→ Exercise requirements
Copy nothing but the text: reproduce each line of the listing exactly and leave the pictures out.

→ Stored data
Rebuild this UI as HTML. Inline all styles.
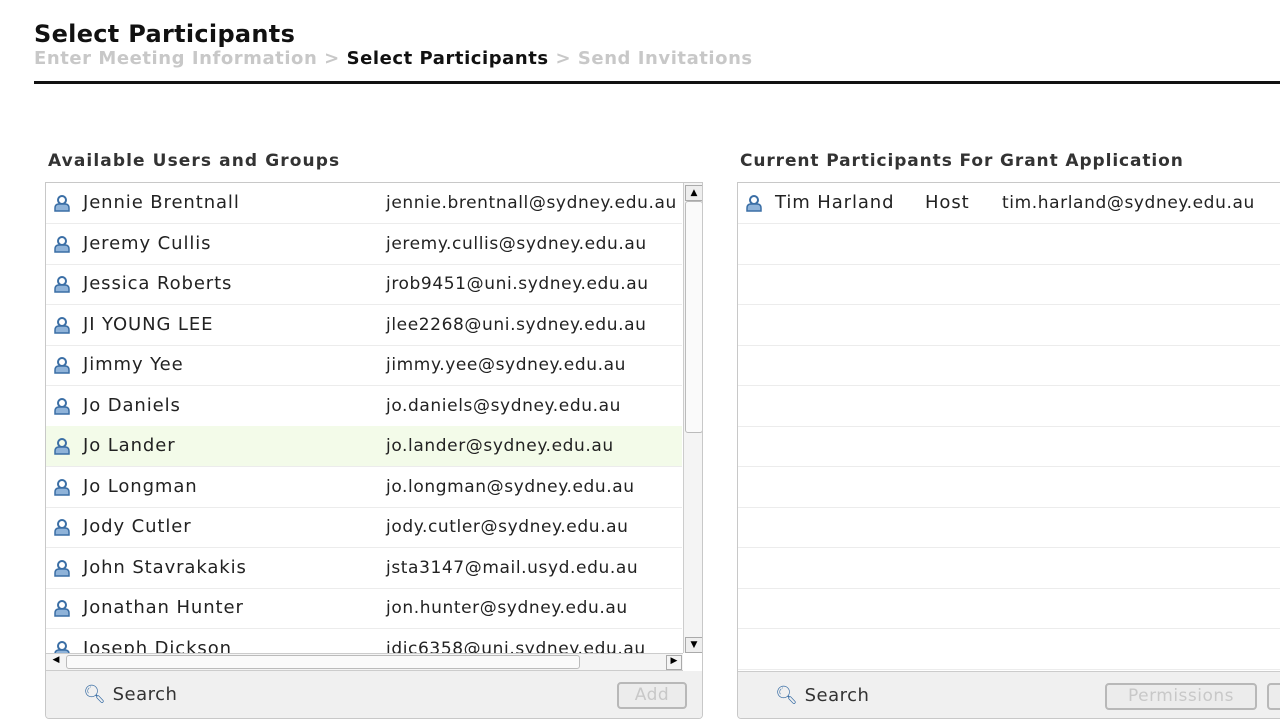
<!DOCTYPE html><html><head><style>
body{margin:0;width:1280px;height:720px;overflow:hidden;background:#fff;font-family:"DejaVu Sans","Liberation Sans",sans-serif;position:relative}
.a{position:absolute;white-space:nowrap}
.row{position:absolute;left:0;height:40px;border-bottom:1px solid #ececec;width:100%}
.row span{position:absolute;top:10px;font-size:17px;color:#222;letter-spacing:0.6px}
.row span.n{font-size:18px;letter-spacing:0.9px;top:9px}
.ic{position:absolute;left:8px;top:12px}
.btn{position:absolute;border:2px solid #b8b8b8;border-radius:4px;background:#ececec;color:#c8c8c8;font-size:17px;text-align:center;line-height:23px;height:23px;letter-spacing:0.5px}
.s{font-size:18px;letter-spacing:0.5px}
</style></head><body>
<div class="a" style="left:34px;top:20px;font-size:24px;font-weight:bold;color:#111;letter-spacing:0.3px">Select Participants</div>
<div class="a" style="left:34px;top:48px;font-size:18px;font-weight:bold;color:#c8c8c8;letter-spacing:0.55px">Enter Meeting Information &gt; <span style="color:#111">Select Participants</span> &gt; Send Invitations</div>
<div class="a" style="left:34px;top:81px;width:1246px;height:3px;background:#111"></div>
<div class="a" style="left:48px;top:151px;font-size:17px;font-weight:bold;color:#333;letter-spacing:1.1px">Available Users and Groups</div>
<div class="a" style="left:740px;top:151px;font-size:17px;font-weight:bold;color:#333;letter-spacing:0.9px">Current Participants For Grant Application</div>

<div class="a" style="left:45px;top:182px;width:656px;height:535px;border:1px solid #c8c8c8;border-radius:0 0 4px 4px;overflow:hidden">
 <div class="a" style="left:0;top:0;width:636px;height:470px;overflow:hidden">
  <svg width="0" height="0" style="position:absolute"><defs><g id="u"><circle cx="8" cy="5" r="4" fill="none" stroke="#3a6ea5" stroke-width="2"/><path d="M1 16v-3q0-4 4-4h6q4 0 4 4v3z" fill="#8fb3d9" stroke="#3a6ea5" stroke-width="1.5"/></g></defs></svg>
  <div id="L"></div>
 </div>
 <div class="a" style="left:637px;top:0;width:19px;height:470px;background:#f4f4f4;border-left:1px solid #ccc">
  <div class="a" style="left:1px;top:2px;width:16px;height:14px;border:1px solid #aaa;background:#eee;font-size:9px;text-align:center;line-height:14px">▲</div>
  <div class="a" style="left:1px;top:18px;width:16px;height:230px;border:1px solid #bbb;border-radius:3px;background:#fafafa"></div>
  <div class="a" style="left:1px;top:454px;width:16px;height:14px;border:1px solid #aaa;background:#eee;font-size:9px;text-align:center;line-height:14px">▼</div>
 </div>
 <div class="a" style="left:0;top:470px;width:637px;height:16px;background:#f4f4f4;border-top:1px solid #ccc;border-bottom:1px solid #ccc">
  <div class="a" style="left:3px;top:1px;width:14px;height:13px;font-size:9px;text-align:center">◀</div>
  <div class="a" style="left:20px;top:1px;width:512px;height:12px;border:1px solid #bbb;border-radius:3px;background:#fafafa"></div>
  <div class="a" style="left:620px;top:1px;width:14px;height:13px;font-size:9px;text-align:center;border:1px solid #aaa">▶</div>
 </div>
 <div class="a" style="left:0;top:488px;width:656px;height:50px;background:#f0f0f0">
  <div class="a s" style="left:37px;top:13px;color:#333"><span style="color:#3a6ea5">🔍︎</span> Search</div>
  <div class="btn" style="left:571px;top:11px;width:66px">Add</div>
 </div>
</div>

<div class="a" style="left:737px;top:182px;width:560px;height:535px;border:1px solid #c8c8c8;border-radius:0 0 4px 4px;overflow:hidden">
 <div id="R"></div>
 <div class="a" style="left:0;top:488px;width:560px;height:50px;background:#f0f0f0;border-top:1px solid #ccc">
  <div class="a s" style="left:37px;top:13px;color:#333"><span style="color:#3a6ea5">🔍︎</span> Search</div>
  <div class="btn" style="left:367px;top:11px;width:148px">Permissions</div>
  <div class="btn" style="left:529px;top:11px;width:40px"></div>
 </div>
</div>
<script>
var d=[["Jennie Brentnall","jennie.brentnall@sydney.edu.au"],["Jeremy Cullis","jeremy.cullis@sydney.edu.au"],["Jessica Roberts","jrob9451@uni.sydney.edu.au"],["JI YOUNG LEE","jlee2268@uni.sydney.edu.au"],["Jimmy Yee","jimmy.yee@sydney.edu.au"],["Jo Daniels","jo.daniels@sydney.edu.au"],["Jo Lander","jo.lander@sydney.edu.au"],["Jo Longman","jo.longman@sydney.edu.au"],["Jody Cutler","jody.cutler@sydney.edu.au"],["John Stavrakakis","jsta3147@mail.usyd.edu.au"],["Jonathan Hunter","jon.hunter@sydney.edu.au"],["Joseph Dickson","jdic6358@uni.sydney.edu.au"]];
var h="";d.forEach(function(r,i){h+='<div class="row" style="top:'+(i*40.5)+'px;'+(i==6?'background:#f3fbe9':'')+'"><svg class="ic" width="17" height="17"><use href="#u"/></svg><span class="n" style="left:37px">'+r[0]+'</span><span style="left:340px">'+r[1]+'</span></div>'});
document.getElementById("L").innerHTML=h;
h='<div class="row" style="top:0"><svg class="ic" width="17" height="17"><use href="#u"/></svg><span class="n" style="left:37px">Tim Harland</span><span class="n" style="left:187px">Host</span><span style="left:264px">tim.harland@sydney.edu.au</span></div>';
for(var i=1;i<12;i++)h+='<div class="row" style="top:'+(i*40.5)+'px"></div>';
document.getElementById("R").innerHTML=h;
</script>
</body></html>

→ Complete answer
Rebuild this UI as HTML. Inline all styles.
<!DOCTYPE html><html><head><style>
body{margin:0;width:1280px;height:720px;overflow:hidden;background:#fff;font-family:"DejaVu Sans","Liberation Sans",sans-serif;position:relative}
.a{position:absolute;white-space:nowrap}
.row{position:absolute;left:0;height:40px;border-bottom:1px solid #ececec;width:100%}
.row span{position:absolute;top:10px;font-size:17px;color:#222;letter-spacing:0.6px}
.row span.n{font-size:18px;letter-spacing:0.9px;top:9px}
.ic{position:absolute;left:8px;top:12px}
.btn{position:absolute;border:2px solid #b8b8b8;border-radius:4px;background:#ececec;color:#c8c8c8;font-size:17px;text-align:center;line-height:23px;height:23px;letter-spacing:0.5px}
.s{font-size:18px;letter-spacing:0.5px}
</style></head><body>
<div class="a" style="left:34px;top:20px;font-size:24px;font-weight:bold;color:#111;letter-spacing:0.3px">Select Participants</div>
<div class="a" style="left:34px;top:48px;font-size:18px;font-weight:bold;color:#c8c8c8;letter-spacing:0.55px">Enter Meeting Information &gt; <span style="color:#111">Select Participants</span> &gt; Send Invitations</div>
<div class="a" style="left:34px;top:81px;width:1246px;height:3px;background:#111"></div>
<div class="a" style="left:48px;top:151px;font-size:17px;font-weight:bold;color:#333;letter-spacing:1.1px">Available Users and Groups</div>
<div class="a" style="left:740px;top:151px;font-size:17px;font-weight:bold;color:#333;letter-spacing:0.9px">Current Participants For Grant Application</div>

<div class="a" style="left:45px;top:182px;width:656px;height:535px;border:1px solid #c8c8c8;border-radius:0 0 4px 4px;overflow:hidden">
 <div class="a" style="left:0;top:0;width:636px;height:470px;overflow:hidden">
  <svg width="0" height="0" style="position:absolute"><defs><g id="u"><circle cx="8" cy="5" r="4" fill="none" stroke="#3a6ea5" stroke-width="2"/><path d="M1 16v-3q0-4 4-4h6q4 0 4 4v3z" fill="#8fb3d9" stroke="#3a6ea5" stroke-width="1.5"/></g></defs></svg>
  <div id="L"></div>
 </div>
 <div class="a" style="left:637px;top:0;width:19px;height:470px;background:#f4f4f4;border-left:1px solid #ccc">
  <div class="a" style="left:1px;top:2px;width:16px;height:14px;border:1px solid #aaa;background:#eee;font-size:9px;text-align:center;line-height:14px">▲</div>
  <div class="a" style="left:1px;top:18px;width:16px;height:230px;border:1px solid #bbb;border-radius:3px;background:#fafafa"></div>
  <div class="a" style="left:1px;top:454px;width:16px;height:14px;border:1px solid #aaa;background:#eee;font-size:9px;text-align:center;line-height:14px">▼</div>
 </div>
 <div class="a" style="left:0;top:470px;width:637px;height:16px;background:#f4f4f4;border-top:1px solid #ccc;border-bottom:1px solid #ccc">
  <div class="a" style="left:3px;top:1px;width:14px;height:13px;font-size:9px;text-align:center">◀</div>
  <div class="a" style="left:20px;top:1px;width:512px;height:12px;border:1px solid #bbb;border-radius:3px;background:#fafafa"></div>
  <div class="a" style="left:620px;top:1px;width:14px;height:13px;font-size:9px;text-align:center;border:1px solid #aaa">▶</div>
 </div>
 <div class="a" style="left:0;top:488px;width:656px;height:50px;background:#f0f0f0">
  <div class="a s" style="left:37px;top:13px;color:#333"><span style="color:#3a6ea5">🔍︎</span> Search</div>
  <div class="btn" style="left:571px;top:11px;width:66px">Add</div>
 </div>
</div>

<div class="a" style="left:737px;top:182px;width:560px;height:535px;border:1px solid #c8c8c8;border-radius:0 0 4px 4px;overflow:hidden">
 <div id="R"></div>
 <div class="a" style="left:0;top:488px;width:560px;height:50px;background:#f0f0f0;border-top:1px solid #ccc">
  <div class="a s" style="left:37px;top:13px;color:#333"><span style="color:#3a6ea5">🔍︎</span> Search</div>
  <div class="btn" style="left:367px;top:11px;width:148px">Permissions</div>
  <div class="btn" style="left:529px;top:11px;width:40px"></div>
 </div>
</div>
<script>
var d=[["Jennie Brentnall","jennie.brentnall@sydney.edu.au"],["Jeremy Cullis","jeremy.cullis@sydney.edu.au"],["Jessica Roberts","jrob9451@uni.sydney.edu.au"],["JI YOUNG LEE","jlee2268@uni.sydney.edu.au"],["Jimmy Yee","jimmy.yee@sydney.edu.au"],["Jo Daniels","jo.daniels@sydney.edu.au"],["Jo Lander","jo.lander@sydney.edu.au"],["Jo Longman","jo.longman@sydney.edu.au"],["Jody Cutler","jody.cutler@sydney.edu.au"],["John Stavrakakis","jsta3147@mail.usyd.edu.au"],["Jonathan Hunter","jon.hunter@sydney.edu.au"],["Joseph Dickson","jdic6358@uni.sydney.edu.au"]];
var h="";d.forEach(function(r,i){h+='<div class="row" style="top:'+(i*40.5)+'px;'+(i==6?'background:#f3fbe9':'')+'"><svg class="ic" width="17" height="17"><use href="#u"/></svg><span class="n" style="left:37px">'+r[0]+'</span><span style="left:340px">'+r[1]+'</span></div>'});
document.getElementById("L").innerHTML=h;
h='<div class="row" style="top:0"><svg class="ic" width="17" height="17"><use href="#u"/></svg><span class="n" style="left:37px">Tim Harland</span><span class="n" style="left:187px">Host</span><span style="left:264px">tim.harland@sydney.edu.au</span></div>';
for(var i=1;i<12;i++)h+='<div class="row" style="top:'+(i*40.5)+'px"></div>';
document.getElementById("R").innerHTML=h;
</script>
</body></html>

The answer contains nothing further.